🤖 AI Summary
This work addresses the limitations of traditional trajectory optimization methods that rely on linear separating hyperplanes and convex approximations, which often yield overly conservative solutions in narrow or non-convex environments. The authors propose a novel approach that introduces polynomially parameterized nonlinear separating hypersurfaces, jointly optimizing both the robot trajectory and the hypersurface coefficients to enable collision-free planning around arbitrarily shaped non-convex obstacles. They theoretically prove that any two disjoint bounded closed sets can be separated by a polynomial hypersurface, thereby extending the classical separating hyperplane theorem to the nonlinear setting for the first time. Implemented within a standard nonlinear programming (NLP) framework, the method efficiently computes smooth, agile, and safe trajectories, demonstrating significant performance improvements over existing convex-approximation baselines in both simulation and real-world robotic experiments.
📝 Abstract
An emerging class of trajectory optimization methods enforces collision avoidance by jointly optimizing the robot's configuration and a separating hyperplane.
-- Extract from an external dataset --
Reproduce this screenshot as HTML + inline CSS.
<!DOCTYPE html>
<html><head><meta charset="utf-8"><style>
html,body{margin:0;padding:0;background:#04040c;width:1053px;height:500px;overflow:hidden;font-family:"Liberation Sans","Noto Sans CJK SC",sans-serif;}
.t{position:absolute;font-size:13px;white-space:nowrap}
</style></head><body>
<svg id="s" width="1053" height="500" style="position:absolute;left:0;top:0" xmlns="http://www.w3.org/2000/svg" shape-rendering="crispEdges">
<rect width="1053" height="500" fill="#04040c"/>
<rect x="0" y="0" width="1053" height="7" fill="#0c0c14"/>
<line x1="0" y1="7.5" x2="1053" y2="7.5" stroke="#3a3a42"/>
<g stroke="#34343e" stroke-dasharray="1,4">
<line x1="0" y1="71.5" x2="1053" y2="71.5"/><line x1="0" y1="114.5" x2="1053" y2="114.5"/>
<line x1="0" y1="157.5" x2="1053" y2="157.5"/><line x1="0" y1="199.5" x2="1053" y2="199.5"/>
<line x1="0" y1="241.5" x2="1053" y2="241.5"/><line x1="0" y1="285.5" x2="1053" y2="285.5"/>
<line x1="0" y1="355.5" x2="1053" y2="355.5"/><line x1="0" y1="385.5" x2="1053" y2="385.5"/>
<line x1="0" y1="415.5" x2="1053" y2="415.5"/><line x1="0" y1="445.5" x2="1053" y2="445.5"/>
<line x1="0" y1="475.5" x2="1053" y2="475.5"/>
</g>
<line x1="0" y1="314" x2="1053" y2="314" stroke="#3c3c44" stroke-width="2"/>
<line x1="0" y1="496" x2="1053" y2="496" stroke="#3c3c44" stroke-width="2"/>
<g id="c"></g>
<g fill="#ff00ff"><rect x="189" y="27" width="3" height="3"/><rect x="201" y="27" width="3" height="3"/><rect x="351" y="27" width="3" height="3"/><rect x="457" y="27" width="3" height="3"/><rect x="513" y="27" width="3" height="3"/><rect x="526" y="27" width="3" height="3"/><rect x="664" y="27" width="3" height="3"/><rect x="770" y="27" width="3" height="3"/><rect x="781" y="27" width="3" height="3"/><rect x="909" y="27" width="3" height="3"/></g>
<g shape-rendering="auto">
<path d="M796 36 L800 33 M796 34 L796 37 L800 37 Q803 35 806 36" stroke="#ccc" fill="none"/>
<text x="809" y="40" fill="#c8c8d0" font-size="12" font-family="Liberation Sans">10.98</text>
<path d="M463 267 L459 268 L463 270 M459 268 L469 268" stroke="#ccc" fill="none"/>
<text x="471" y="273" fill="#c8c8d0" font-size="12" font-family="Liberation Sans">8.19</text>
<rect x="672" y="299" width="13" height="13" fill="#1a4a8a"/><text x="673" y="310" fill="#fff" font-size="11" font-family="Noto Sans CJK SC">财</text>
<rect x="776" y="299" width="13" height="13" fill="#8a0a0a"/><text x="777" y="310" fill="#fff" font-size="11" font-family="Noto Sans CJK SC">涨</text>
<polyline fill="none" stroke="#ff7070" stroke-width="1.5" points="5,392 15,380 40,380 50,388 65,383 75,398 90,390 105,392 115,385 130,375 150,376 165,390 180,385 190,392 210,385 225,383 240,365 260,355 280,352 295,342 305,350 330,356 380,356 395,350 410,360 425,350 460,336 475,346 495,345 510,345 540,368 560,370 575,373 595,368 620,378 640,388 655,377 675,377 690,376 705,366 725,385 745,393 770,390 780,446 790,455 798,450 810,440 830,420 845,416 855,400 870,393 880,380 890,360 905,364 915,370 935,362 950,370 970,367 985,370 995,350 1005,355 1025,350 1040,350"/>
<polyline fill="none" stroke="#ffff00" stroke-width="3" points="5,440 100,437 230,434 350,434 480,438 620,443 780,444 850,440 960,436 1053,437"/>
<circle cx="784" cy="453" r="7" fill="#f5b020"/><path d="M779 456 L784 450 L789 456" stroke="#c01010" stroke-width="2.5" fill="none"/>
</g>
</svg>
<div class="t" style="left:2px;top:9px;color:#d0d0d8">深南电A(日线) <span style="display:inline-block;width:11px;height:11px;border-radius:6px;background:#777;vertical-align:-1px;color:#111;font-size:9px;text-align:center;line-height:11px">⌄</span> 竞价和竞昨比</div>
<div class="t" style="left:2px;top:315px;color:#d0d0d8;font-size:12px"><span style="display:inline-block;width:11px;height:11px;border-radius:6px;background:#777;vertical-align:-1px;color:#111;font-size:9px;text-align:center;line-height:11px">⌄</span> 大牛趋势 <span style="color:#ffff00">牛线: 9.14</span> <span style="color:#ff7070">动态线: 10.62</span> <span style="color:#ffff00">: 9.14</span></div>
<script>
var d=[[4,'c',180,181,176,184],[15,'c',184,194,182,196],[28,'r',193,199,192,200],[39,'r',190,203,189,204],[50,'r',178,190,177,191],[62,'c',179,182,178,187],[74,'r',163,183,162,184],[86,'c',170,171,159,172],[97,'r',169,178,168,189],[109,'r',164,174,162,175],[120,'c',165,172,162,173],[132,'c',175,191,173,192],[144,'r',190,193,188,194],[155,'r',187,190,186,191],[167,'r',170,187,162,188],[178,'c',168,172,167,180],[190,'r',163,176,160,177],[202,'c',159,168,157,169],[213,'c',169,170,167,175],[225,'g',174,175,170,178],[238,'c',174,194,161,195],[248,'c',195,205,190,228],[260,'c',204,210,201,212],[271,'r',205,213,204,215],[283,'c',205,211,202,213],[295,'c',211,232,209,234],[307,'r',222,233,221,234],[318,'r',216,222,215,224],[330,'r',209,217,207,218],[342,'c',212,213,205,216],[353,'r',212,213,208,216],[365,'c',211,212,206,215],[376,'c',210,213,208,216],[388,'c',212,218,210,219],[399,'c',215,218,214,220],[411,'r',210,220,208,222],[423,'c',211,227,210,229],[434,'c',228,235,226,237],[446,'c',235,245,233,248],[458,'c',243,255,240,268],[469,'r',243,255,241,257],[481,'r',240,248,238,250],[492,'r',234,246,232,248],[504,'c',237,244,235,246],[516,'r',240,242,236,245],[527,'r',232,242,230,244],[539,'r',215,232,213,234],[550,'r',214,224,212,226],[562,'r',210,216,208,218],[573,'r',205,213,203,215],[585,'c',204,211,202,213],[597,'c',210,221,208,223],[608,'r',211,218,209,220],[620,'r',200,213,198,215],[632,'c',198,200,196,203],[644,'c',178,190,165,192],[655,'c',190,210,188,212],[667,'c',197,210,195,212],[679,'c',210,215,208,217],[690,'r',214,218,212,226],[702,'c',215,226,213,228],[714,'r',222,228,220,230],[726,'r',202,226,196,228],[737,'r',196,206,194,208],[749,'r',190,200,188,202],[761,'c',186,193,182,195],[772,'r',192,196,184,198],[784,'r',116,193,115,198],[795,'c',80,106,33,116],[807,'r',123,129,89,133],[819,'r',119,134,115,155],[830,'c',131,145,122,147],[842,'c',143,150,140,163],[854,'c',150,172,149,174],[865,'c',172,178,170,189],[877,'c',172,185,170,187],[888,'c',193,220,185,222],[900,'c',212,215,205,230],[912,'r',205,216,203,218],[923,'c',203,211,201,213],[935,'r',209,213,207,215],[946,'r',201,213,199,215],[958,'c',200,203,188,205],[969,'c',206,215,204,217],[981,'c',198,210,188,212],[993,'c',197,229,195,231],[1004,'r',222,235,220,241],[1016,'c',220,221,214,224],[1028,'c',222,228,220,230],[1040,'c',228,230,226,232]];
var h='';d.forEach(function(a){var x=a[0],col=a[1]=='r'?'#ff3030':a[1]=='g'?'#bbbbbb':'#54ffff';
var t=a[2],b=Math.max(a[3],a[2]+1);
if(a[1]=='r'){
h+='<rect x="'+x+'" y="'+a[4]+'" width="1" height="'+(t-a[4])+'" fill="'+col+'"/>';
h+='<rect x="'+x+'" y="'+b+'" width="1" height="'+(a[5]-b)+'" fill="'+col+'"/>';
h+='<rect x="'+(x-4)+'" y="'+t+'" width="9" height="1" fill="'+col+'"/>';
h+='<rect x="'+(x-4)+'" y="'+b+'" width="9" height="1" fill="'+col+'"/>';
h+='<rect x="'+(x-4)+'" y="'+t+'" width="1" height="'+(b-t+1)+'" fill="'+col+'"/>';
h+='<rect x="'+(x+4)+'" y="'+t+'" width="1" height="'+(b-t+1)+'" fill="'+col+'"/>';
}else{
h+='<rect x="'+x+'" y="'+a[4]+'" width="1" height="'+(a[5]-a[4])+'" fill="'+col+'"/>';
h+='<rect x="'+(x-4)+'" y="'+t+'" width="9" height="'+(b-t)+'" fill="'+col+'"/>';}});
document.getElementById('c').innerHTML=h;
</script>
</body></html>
However, as linear separators only apply to convex sets, these methods require convex approximations of both the robot and obstacles, which becomes an overly conservative assumption in cluttered and narrow environments. In this work, we unequivocally remove this limitation by introducing nonlinear separating hypersurfaces parameterized by polynomial functions. We first generalize the classical separating hyperplane theorem and prove that any two disjoint bounded closed sets in Euclidean space can be separated by a polynomial hypersurface, serving as the theoretical foundation for nonlinear separation of arbitrary geometries. Building on this result, we formulate a nonlinear programming (NLP) problem that jointly optimizes the robot's trajectory and the coefficients of the separating polynomials, enabling geometry-aware collision avoidance without conservative convex simplifications. The optimization remains efficiently solvable using standard NLP solvers. Simulation and real-world experiments with nonconvex robots demonstrate that our method achieves smooth, collision-free, and agile maneuvers in environments where convex-approximation baselines fail.